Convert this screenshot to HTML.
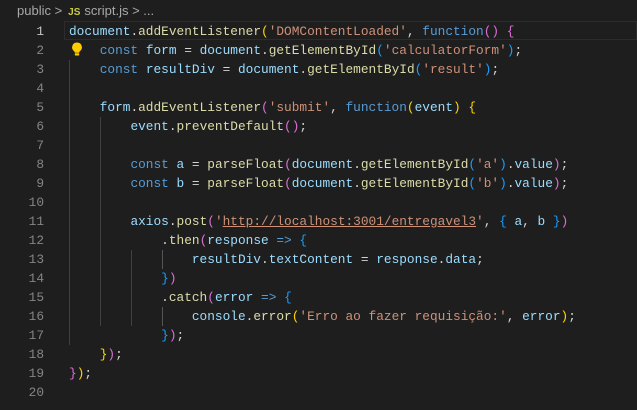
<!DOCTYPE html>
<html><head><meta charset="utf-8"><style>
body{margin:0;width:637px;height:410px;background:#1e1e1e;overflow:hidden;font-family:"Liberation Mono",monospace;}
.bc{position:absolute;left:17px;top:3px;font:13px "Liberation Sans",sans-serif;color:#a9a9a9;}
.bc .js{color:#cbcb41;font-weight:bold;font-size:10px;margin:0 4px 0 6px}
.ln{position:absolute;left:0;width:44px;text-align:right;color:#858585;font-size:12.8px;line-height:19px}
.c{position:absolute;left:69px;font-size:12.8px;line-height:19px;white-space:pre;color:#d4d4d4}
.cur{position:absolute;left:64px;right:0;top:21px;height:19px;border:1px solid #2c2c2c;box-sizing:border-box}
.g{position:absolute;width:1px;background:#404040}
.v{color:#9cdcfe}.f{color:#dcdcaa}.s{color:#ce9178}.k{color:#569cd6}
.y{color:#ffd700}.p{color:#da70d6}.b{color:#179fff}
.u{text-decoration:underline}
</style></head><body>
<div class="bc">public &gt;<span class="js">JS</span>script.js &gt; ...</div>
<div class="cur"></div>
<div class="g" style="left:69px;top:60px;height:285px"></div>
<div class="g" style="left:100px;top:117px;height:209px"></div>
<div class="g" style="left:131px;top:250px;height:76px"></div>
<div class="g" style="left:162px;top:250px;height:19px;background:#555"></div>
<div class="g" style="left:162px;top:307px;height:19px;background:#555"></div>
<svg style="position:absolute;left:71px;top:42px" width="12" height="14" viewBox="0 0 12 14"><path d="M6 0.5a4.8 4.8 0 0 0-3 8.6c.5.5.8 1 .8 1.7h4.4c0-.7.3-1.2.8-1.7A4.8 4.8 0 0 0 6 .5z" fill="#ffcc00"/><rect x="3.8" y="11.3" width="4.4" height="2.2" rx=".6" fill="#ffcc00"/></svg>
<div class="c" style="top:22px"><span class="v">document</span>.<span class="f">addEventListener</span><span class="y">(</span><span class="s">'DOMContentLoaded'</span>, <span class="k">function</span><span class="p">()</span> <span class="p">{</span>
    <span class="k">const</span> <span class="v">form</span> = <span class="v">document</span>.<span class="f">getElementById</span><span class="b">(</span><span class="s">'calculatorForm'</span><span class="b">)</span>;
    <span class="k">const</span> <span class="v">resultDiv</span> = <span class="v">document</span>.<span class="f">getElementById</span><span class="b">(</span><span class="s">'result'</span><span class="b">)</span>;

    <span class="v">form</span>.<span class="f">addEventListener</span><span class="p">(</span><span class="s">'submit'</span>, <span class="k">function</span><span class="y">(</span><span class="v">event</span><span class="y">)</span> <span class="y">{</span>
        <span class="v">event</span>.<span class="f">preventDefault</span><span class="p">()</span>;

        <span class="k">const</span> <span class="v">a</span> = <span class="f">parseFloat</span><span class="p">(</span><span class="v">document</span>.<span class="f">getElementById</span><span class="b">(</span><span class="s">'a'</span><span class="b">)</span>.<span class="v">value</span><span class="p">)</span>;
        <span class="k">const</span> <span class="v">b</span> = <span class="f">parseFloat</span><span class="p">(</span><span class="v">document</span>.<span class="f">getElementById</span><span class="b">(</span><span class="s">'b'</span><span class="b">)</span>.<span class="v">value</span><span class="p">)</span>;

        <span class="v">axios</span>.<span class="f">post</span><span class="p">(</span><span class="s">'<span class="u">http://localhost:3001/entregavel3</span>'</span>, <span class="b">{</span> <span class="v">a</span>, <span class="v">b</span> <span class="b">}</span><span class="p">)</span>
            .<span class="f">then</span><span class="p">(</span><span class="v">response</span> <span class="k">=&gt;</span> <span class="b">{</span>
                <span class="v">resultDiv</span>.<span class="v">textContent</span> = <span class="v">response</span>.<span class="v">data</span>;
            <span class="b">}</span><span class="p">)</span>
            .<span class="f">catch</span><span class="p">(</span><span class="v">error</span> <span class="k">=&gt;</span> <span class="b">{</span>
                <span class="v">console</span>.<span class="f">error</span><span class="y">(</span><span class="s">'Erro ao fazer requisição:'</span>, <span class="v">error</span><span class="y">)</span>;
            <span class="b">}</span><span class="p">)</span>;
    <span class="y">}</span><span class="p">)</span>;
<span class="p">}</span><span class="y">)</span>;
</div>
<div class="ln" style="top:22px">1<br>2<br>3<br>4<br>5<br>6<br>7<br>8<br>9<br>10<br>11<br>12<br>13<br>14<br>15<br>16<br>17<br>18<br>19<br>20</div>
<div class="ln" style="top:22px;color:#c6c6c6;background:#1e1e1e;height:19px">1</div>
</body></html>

What is required
Using the data above, write out every line exactly, leaving the images behind.

Written answer
Convert this screenshot to HTML.
<!DOCTYPE html>
<html><head><meta charset="utf-8"><style>
body{margin:0;width:637px;height:410px;background:#1e1e1e;overflow:hidden;font-family:"Liberation Mono",monospace;}
.bc{position:absolute;left:17px;top:3px;font:13px "Liberation Sans",sans-serif;color:#a9a9a9;}
.bc .js{color:#cbcb41;font-weight:bold;font-size:10px;margin:0 4px 0 6px}
.ln{position:absolute;left:0;width:44px;text-align:right;color:#858585;font-size:12.8px;line-height:19px}
.c{position:absolute;left:69px;font-size:12.8px;line-height:19px;white-space:pre;color:#d4d4d4}
.cur{position:absolute;left:64px;right:0;top:21px;height:19px;border:1px solid #2c2c2c;box-sizing:border-box}
.g{position:absolute;width:1px;background:#404040}
.v{color:#9cdcfe}.f{color:#dcdcaa}.s{color:#ce9178}.k{color:#569cd6}
.y{color:#ffd700}.p{color:#da70d6}.b{color:#179fff}
.u{text-decoration:underline}
</style></head><body>
<div class="bc">public &gt;<span class="js">JS</span>script.js &gt; ...</div>
<div class="cur"></div>
<div class="g" style="left:69px;top:60px;height:285px"></div>
<div class="g" style="left:100px;top:117px;height:209px"></div>
<div class="g" style="left:131px;top:250px;height:76px"></div>
<div class="g" style="left:162px;top:250px;height:19px;background:#555"></div>
<div class="g" style="left:162px;top:307px;height:19px;background:#555"></div>
<svg style="position:absolute;left:71px;top:42px" width="12" height="14" viewBox="0 0 12 14"><path d="M6 0.5a4.8 4.8 0 0 0-3 8.6c.5.5.8 1 .8 1.7h4.4c0-.7.3-1.2.8-1.7A4.8 4.8 0 0 0 6 .5z" fill="#ffcc00"/><rect x="3.8" y="11.3" width="4.4" height="2.2" rx=".6" fill="#ffcc00"/></svg>
<div class="c" style="top:22px"><span class="v">document</span>.<span class="f">addEventListener</span><span class="y">(</span><span class="s">'DOMContentLoaded'</span>, <span class="k">function</span><span class="p">()</span> <span class="p">{</span>
    <span class="k">const</span> <span class="v">form</span> = <span class="v">document</span>.<span class="f">getElementById</span><span class="b">(</span><span class="s">'calculatorForm'</span><span class="b">)</span>;
    <span class="k">const</span> <span class="v">resultDiv</span> = <span class="v">document</span>.<span class="f">getElementById</span><span class="b">(</span><span class="s">'result'</span><span class="b">)</span>;

    <span class="v">form</span>.<span class="f">addEventListener</span><span class="p">(</span><span class="s">'submit'</span>, <span class="k">function</span><span class="y">(</span><span class="v">event</span><span class="y">)</span> <span class="y">{</span>
        <span class="v">event</span>.<span class="f">preventDefault</span><span class="p">()</span>;

        <span class="k">const</span> <span class="v">a</span> = <span class="f">parseFloat</span><span class="p">(</span><span class="v">document</span>.<span class="f">getElementById</span><span class="b">(</span><span class="s">'a'</span><span class="b">)</span>.<span class="v">value</span><span class="p">)</span>;
        <span class="k">const</span> <span class="v">b</span> = <span class="f">parseFloat</span><span class="p">(</span><span class="v">document</span>.<span class="f">getElementById</span><span class="b">(</span><span class="s">'b'</span><span class="b">)</span>.<span class="v">value</span><span class="p">)</span>;

        <span class="v">axios</span>.<span class="f">post</span><span class="p">(</span><span class="s">'<span class="u">http://localhost:3001/entregavel3</span>'</span>, <span class="b">{</span> <span class="v">a</span>, <span class="v">b</span> <span class="b">}</span><span class="p">)</span>
            .<span class="f">then</span><span class="p">(</span><span class="v">response</span> <span class="k">=&gt;</span> <span class="b">{</span>
                <span class="v">resultDiv</span>.<span class="v">textContent</span> = <span class="v">response</span>.<span class="v">data</span>;
            <span class="b">}</span><span class="p">)</span>
            .<span class="f">catch</span><span class="p">(</span><span class="v">error</span> <span class="k">=&gt;</span> <span class="b">{</span>
                <span class="v">console</span>.<span class="f">error</span><span class="y">(</span><span class="s">'Erro ao fazer requisição:'</span>, <span class="v">error</span><span class="y">)</span>;
            <span class="b">}</span><span class="p">)</span>;
    <span class="y">}</span><span class="p">)</span>;
<span class="p">}</span><span class="y">)</span>;
</div>
<div class="ln" style="top:22px">1<br>2<br>3<br>4<br>5<br>6<br>7<br>8<br>9<br>10<br>11<br>12<br>13<br>14<br>15<br>16<br>17<br>18<br>19<br>20</div>
<div class="ln" style="top:22px;color:#c6c6c6;background:#1e1e1e;height:19px">1</div>
</body></html>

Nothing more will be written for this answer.